War of the Worlds focuses on Ray Ferrier, a divorced dockworker who happens to be a less than perfect father to his two kids. When he ex-wife and her husband drop off his teenage son Robbie and young daughter Rachel for the weekend, a strange and powerful lightning storm hits the town. What happens after the storm is an extraordinary battle for the survival of mankind against an alien threat.
Based on H.G. Wells’ novel of the same name, War of the Worlds came out in 2005 and was Steven Spielberg’s followup film to his 2004 film The Terminal. We follow Ray Ferrier, a divorced crane operator who works at the docks in New York and lives in New Jersey, who is estranged from his children Robbie and Rachel and they’re staying at his house for the weekend as his ex-wife and her husband are heading to visit her parents in Boston. During their stay, a strange and powerful lightning storm hits the town and what occurs next threatens the existence of humanity and the world as we know it.
War of the Worlds at the time was a film that I felt incredibly disappointed by when it had its cinematic run and upon rewatching it for the first time in years today I will admit that I liked it more than how I remembered it. The arc of Tom Cruise’s self-absorbed deadbeat dead turned protective parent is one that I actually bought into, particularly in the pivotal scene halfway through the film where he is forced to make the unbearable choice of either letting go of his son who will seemingly run into his death in witnessing the fight against the alien threat or losing his daughter to a strange couple who believe that she’s on her own. It’s little moments of humanity in the film for me that shines the most from the blockbuster spectacle, such as the scene that takes place in a dark basement between Ray, Rachel and loose cannon Harlan Ogilvy, as well as the scene involving a desperate zombie-like mob forcing Ray and the kids to abandon the car showing that fear and instinct of survival completely outweigh compassion and senses of morality. The film also has some strong looking sequences, such as the initial attack from one of the alien tripods, to the attack of the Ferry and it’s the cinematography from Janusz Kaminski and film editing from Michael Kahn that should be commended the most for how well these scenes work.

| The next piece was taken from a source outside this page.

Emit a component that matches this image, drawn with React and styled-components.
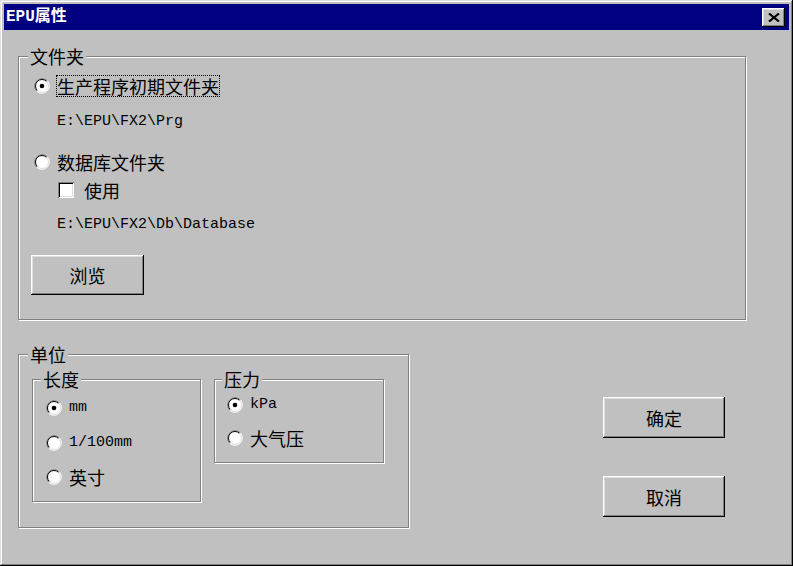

Initially on first viewing I didn’t buy Tom Cruise as this character at all but upon watching it again I definitely appreciate it more than I did originally, mainly due to the character arc and how Cruise sold me with his performance.
While the film has some strong ideas and some very well constructed scenes, I can’t love the film due to its final act. To say that it’s an underwhelming final act would be an understatement as not only does it appear rushed, it manages to wrap up a certain pivotal moment that had such weigh behind it and make it completely irrelevant due to how the film ends. Outside of Tom Cruise, I honestly didn’t care for any of the other characters, not even his kids played by Dakota Fanning and Justin Chatwin. It’s nothing to do with their performances, it’s that their characters are standard children cliches such as the teenager that doesn’t get on with his father and the daughter that’ll scream….alot. The lighting in the scene when the kids get dropped off at Ray’s house is still all kinds of distracting with its brightness. Most of the CGI still stands up nicely with exception to some instances in the tripod’s attack in the town is too noticeably green screen.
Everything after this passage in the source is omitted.